In deze zaak heeft de Rechtbank Rotterdam op 22 januari 2020 uitspraak gedaan in de strafzaak tegen de verdachte, die werd beschuldigd van hennepteelt en diefstal van stroom. De verdachte had in zijn woning een hennepkwekerij opgezet, waar hij gedurende een periode van anderhalf jaar hennepplanten teelde. De rechtbank oordeelde dat de verdachte opzettelijk handelde in strijd met de Opiumwet, aangezien hij in totaal 112 hennepplanten en 150 gram hennetoppen had. De verdachte had bekend dat hij de kwekerij had opgebouwd met hulp van een bekende, maar de rechtbank achtte zijn verklaring ongeloofwaardig in het licht van het bewijs dat door de politie en een fraudespecialist was geleverd. Dit bewijs toonde aan dat er meerdere oogsten waren geweest en dat de kwekerij professioneel was opgezet.

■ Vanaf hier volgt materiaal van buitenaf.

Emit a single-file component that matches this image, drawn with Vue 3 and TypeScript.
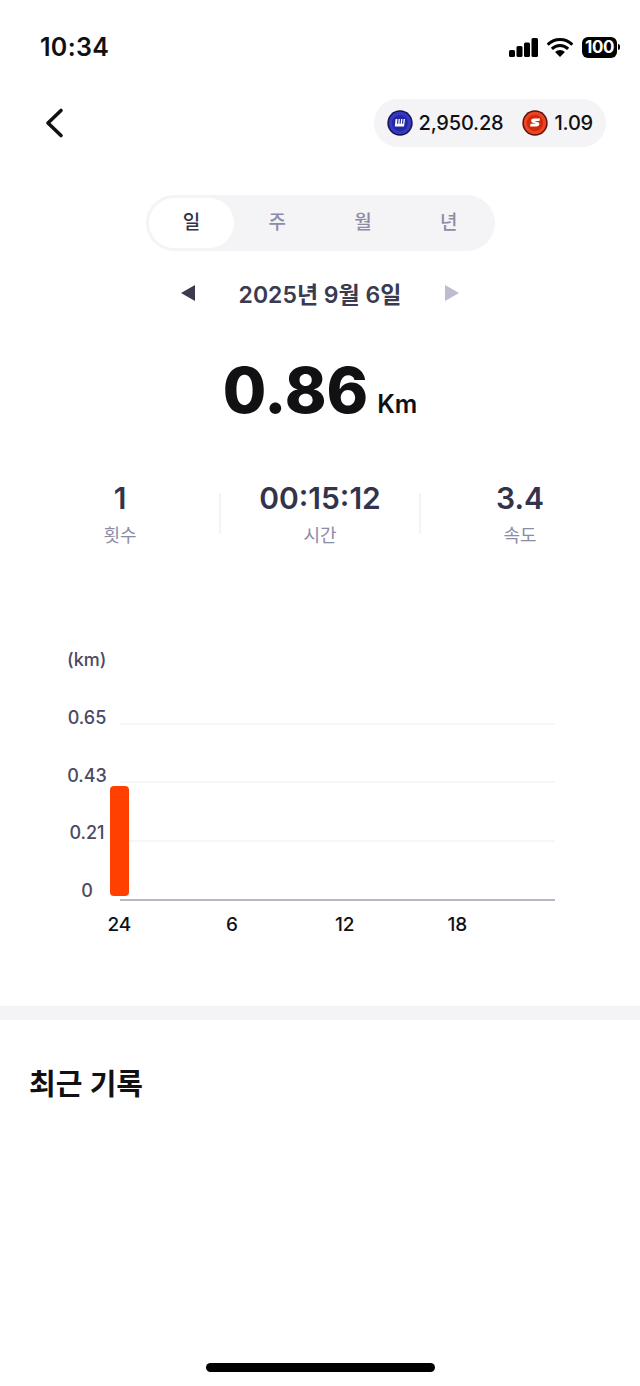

Daarnaast werd de verdachte ook beschuldigd van diefstal van stroom, die hij had afgenomen om zijn hennepkwekerij van energie te voorzien. De rechtbank oordeelde dat de verdachte opzet had op het wederrechtelijk toe-eigenen van stroom, aangezien hij op de hoogte moest zijn van de illegale aanpassingen aan de elektriciteitsmeter. De rechtbank vond het bewijs voor beide tenlasteleggingen voldoende en legde een taakstraf op van 120 uren, subsidiair 60 dagen vervangende hechtenis. De rechtbank hield rekening met de ernst van de feiten en de risico's die de hennepkwekerij met zich meebracht voor de volksgezondheid en de veiligheid van de omgeving.
De rechtbank concludeerde dat de verdachte strafbaar was en dat er geen omstandigheden waren die zijn strafbaarheid uitsloten. De opgelegde straf was in overeenstemming met de ernst van de feiten en de persoonlijke omstandigheden van de verdachte, die niet eerder was veroordeeld voor soortgelijke feiten. De rechtbank baseerde haar beslissing ook op de oriëntatiepunten voor straftoemeting in vergelijkbare zaken.